▸ YOUR GOAL: Copy every line that contains the string "styles" from the entries below.

(Web page code records)
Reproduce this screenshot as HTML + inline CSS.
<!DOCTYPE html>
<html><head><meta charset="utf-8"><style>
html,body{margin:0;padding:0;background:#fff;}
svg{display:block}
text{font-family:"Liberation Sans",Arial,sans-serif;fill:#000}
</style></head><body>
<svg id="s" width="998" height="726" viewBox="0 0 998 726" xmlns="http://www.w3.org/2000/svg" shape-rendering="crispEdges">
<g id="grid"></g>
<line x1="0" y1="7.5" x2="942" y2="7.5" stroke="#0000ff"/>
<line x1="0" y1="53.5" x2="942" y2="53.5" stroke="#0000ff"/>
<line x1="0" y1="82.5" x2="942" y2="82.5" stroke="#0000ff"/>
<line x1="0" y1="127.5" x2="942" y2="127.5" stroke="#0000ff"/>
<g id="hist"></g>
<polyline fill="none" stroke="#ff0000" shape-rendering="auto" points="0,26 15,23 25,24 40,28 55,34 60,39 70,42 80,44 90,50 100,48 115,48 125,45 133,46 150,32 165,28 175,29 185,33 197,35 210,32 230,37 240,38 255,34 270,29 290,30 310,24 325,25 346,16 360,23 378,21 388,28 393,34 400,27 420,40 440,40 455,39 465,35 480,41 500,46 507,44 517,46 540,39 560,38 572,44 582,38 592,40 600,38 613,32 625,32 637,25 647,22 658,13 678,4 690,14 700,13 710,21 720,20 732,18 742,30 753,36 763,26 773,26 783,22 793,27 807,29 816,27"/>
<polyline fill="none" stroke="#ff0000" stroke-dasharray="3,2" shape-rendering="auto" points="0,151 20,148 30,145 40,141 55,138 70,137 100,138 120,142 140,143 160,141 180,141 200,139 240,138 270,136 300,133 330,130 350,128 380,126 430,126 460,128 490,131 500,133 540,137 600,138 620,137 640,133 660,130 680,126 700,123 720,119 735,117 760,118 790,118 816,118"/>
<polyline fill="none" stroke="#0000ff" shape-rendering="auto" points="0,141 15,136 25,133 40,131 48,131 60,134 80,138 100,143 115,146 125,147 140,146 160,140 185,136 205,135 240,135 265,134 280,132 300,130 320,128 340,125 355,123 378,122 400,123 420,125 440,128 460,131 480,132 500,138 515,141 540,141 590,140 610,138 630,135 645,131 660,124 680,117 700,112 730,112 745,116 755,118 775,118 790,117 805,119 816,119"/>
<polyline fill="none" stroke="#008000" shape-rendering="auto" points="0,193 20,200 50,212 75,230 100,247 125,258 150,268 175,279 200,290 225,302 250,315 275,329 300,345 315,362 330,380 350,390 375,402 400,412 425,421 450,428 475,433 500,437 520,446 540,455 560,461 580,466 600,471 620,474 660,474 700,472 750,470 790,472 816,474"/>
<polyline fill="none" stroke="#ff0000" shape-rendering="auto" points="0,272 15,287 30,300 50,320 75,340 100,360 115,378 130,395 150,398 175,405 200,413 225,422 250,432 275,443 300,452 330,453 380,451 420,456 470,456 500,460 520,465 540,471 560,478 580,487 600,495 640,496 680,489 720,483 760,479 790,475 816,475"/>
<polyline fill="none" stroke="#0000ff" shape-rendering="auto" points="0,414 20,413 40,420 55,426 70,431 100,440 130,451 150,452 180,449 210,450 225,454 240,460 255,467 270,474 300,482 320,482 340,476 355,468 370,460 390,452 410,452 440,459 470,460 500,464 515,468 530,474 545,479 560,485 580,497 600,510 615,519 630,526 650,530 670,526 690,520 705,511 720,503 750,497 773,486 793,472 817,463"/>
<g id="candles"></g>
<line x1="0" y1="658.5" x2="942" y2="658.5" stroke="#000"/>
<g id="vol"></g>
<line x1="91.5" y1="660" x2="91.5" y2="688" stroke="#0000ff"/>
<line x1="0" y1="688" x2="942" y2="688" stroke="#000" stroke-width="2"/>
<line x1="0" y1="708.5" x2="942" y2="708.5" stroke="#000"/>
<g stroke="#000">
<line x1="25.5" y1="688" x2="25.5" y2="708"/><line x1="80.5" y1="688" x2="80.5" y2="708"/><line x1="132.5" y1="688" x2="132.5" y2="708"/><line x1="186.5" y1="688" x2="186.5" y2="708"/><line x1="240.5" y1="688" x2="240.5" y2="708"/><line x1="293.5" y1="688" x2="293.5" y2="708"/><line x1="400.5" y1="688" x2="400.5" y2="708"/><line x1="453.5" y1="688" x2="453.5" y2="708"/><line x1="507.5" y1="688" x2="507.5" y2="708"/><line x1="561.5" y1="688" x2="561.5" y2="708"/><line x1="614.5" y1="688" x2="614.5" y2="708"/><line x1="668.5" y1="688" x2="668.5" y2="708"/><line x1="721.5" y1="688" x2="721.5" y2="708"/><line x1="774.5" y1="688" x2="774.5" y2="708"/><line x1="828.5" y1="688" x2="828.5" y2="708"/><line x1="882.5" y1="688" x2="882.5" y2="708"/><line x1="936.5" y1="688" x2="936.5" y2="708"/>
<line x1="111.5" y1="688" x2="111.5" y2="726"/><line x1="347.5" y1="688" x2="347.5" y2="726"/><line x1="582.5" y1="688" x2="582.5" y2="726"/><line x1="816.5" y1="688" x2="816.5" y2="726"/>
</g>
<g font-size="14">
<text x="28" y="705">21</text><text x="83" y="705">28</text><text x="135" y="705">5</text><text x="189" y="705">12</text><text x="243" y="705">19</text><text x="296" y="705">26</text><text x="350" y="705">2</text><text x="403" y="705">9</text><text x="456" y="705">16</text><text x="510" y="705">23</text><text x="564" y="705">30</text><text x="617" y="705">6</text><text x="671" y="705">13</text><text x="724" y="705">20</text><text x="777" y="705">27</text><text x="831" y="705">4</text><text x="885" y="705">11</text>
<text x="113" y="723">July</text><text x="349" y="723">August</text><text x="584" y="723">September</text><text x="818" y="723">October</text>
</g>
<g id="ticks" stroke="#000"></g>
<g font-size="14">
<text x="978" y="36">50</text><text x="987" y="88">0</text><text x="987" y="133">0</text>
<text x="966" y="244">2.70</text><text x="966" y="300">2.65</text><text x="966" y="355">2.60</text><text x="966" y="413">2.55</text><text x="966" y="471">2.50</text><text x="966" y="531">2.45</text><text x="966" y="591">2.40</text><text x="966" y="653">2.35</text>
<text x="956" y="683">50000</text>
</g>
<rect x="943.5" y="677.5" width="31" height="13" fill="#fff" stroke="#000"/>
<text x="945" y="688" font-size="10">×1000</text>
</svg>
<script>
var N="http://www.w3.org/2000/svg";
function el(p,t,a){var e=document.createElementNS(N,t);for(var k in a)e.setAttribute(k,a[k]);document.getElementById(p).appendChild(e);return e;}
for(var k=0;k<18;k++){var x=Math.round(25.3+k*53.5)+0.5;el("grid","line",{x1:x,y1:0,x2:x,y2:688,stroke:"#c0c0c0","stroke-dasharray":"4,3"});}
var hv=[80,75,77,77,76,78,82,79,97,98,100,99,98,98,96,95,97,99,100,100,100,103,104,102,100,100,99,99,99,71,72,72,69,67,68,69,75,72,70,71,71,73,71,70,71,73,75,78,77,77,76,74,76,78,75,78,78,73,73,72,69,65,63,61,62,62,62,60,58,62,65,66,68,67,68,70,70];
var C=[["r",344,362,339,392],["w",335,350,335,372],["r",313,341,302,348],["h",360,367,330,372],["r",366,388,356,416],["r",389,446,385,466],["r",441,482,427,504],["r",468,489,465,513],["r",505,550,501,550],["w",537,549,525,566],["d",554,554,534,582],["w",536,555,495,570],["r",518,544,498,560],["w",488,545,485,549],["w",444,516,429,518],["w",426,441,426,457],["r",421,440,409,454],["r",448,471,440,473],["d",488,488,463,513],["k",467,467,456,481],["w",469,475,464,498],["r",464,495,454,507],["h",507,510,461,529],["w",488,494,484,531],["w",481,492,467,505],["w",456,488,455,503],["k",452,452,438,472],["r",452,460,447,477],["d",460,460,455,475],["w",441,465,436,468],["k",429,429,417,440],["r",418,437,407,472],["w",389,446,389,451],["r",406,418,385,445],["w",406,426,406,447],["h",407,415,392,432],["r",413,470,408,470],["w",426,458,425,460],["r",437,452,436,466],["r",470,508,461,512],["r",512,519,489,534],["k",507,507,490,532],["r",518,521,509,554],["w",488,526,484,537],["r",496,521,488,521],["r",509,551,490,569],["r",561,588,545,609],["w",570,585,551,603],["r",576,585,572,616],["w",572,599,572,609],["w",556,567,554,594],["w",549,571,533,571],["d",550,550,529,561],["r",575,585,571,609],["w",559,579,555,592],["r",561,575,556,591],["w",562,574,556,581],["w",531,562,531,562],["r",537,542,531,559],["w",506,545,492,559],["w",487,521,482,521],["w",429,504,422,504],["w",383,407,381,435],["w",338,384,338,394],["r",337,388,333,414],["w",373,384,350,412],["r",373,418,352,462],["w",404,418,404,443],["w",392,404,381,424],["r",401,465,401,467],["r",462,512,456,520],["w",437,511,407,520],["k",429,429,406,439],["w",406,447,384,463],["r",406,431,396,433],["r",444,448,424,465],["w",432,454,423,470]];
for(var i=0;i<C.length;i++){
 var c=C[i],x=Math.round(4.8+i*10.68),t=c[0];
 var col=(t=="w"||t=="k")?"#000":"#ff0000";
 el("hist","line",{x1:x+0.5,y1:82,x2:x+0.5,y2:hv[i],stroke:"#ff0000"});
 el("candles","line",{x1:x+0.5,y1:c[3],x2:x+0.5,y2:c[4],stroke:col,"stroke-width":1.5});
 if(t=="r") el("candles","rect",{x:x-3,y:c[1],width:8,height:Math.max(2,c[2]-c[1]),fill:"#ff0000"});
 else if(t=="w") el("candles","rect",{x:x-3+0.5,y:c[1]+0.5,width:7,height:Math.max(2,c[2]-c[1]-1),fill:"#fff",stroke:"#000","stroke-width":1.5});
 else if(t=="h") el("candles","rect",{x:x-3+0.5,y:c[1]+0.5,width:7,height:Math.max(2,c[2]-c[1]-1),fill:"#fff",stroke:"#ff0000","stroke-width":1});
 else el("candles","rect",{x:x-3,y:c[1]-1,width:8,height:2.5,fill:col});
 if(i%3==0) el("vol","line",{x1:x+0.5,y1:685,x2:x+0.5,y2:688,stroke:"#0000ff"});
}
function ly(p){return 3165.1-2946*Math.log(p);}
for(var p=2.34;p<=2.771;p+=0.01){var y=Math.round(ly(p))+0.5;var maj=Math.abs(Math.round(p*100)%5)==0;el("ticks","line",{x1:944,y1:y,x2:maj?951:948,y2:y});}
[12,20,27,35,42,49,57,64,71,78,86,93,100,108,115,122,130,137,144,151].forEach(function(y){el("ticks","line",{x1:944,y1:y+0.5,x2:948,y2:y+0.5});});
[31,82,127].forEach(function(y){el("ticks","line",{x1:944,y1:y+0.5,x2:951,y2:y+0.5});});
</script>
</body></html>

--

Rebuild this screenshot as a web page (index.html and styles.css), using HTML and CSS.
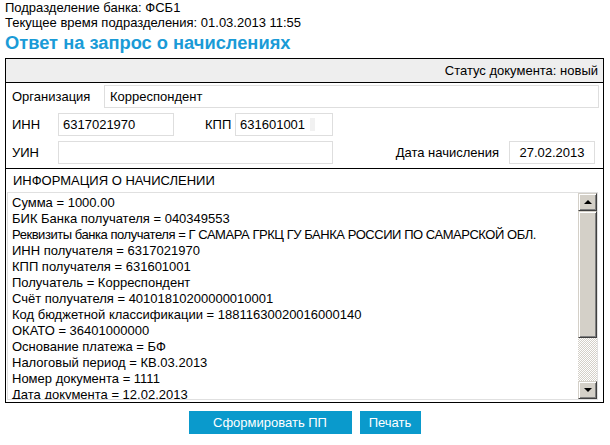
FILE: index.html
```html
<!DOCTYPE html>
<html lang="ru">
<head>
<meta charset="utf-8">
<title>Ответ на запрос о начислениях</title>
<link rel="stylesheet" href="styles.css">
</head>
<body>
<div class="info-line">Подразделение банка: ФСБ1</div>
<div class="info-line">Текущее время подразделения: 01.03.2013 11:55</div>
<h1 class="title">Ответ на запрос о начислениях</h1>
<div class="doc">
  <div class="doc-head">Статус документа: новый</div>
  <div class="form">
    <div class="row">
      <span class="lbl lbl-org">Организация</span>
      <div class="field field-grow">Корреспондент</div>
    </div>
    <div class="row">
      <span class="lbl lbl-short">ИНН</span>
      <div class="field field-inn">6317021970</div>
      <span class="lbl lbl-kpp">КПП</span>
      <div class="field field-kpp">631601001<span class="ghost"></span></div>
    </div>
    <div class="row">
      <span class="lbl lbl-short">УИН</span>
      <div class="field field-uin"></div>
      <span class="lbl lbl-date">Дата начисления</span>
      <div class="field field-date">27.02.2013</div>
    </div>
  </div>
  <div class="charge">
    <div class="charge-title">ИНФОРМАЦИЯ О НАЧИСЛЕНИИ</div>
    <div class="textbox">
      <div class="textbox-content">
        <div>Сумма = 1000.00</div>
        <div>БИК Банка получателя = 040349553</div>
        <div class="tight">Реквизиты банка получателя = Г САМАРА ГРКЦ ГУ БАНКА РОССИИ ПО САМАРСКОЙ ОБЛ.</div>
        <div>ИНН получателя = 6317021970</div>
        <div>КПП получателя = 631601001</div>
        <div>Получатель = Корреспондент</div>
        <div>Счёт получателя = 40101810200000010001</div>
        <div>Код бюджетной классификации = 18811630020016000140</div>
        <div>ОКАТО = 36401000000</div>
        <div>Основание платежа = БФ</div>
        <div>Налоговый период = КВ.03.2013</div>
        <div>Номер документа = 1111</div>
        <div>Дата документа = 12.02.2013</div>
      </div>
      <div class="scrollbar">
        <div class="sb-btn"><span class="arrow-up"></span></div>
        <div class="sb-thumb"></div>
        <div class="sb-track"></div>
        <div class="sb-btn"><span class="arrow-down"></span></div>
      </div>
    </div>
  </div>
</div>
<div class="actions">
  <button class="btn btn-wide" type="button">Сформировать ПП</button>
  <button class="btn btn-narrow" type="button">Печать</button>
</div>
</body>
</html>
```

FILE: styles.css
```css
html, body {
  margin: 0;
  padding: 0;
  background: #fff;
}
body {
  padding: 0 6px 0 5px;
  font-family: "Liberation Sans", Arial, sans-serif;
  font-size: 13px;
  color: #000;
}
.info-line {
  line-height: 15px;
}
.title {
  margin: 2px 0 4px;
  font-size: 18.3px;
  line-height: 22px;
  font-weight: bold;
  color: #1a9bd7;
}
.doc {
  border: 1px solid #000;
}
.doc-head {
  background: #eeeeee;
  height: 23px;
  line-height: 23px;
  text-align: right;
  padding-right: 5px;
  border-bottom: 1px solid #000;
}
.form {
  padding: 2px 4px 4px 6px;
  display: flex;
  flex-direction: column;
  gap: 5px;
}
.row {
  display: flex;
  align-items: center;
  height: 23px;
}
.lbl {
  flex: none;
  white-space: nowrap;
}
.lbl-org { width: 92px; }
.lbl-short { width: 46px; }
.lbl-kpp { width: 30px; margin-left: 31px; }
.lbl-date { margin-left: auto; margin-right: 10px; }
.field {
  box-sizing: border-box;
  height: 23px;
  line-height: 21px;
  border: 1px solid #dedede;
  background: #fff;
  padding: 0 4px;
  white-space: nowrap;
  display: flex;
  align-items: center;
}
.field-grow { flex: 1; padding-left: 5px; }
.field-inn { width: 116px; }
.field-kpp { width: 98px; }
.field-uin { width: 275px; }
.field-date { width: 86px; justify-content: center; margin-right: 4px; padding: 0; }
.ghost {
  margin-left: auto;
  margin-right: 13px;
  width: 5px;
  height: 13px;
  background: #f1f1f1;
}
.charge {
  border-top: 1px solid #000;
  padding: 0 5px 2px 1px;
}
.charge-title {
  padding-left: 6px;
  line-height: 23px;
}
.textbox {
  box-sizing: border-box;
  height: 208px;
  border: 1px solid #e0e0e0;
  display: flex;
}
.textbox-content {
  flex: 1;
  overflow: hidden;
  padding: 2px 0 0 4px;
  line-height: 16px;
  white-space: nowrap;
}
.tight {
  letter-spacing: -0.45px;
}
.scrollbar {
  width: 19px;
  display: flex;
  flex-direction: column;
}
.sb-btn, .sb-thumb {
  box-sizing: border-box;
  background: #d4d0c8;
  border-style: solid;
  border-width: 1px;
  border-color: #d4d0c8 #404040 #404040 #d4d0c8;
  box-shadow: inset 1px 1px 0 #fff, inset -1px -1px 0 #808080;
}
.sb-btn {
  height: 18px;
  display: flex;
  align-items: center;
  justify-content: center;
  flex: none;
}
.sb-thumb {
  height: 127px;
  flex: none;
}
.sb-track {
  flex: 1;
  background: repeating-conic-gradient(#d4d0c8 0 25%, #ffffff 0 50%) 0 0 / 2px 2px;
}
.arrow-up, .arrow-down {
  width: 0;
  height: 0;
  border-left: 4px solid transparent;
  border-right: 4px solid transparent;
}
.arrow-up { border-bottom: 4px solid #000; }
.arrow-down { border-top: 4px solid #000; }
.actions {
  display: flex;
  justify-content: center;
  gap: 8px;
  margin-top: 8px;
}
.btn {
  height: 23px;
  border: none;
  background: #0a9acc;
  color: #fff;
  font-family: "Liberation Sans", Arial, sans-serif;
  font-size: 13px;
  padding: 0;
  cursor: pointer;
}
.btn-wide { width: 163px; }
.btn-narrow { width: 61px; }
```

▸ THE SOLUTION:
Rebuild this screenshot as a web page (index.html and styles.css), using HTML and CSS.
<link rel="stylesheet" href="styles.css">
FILE: styles.css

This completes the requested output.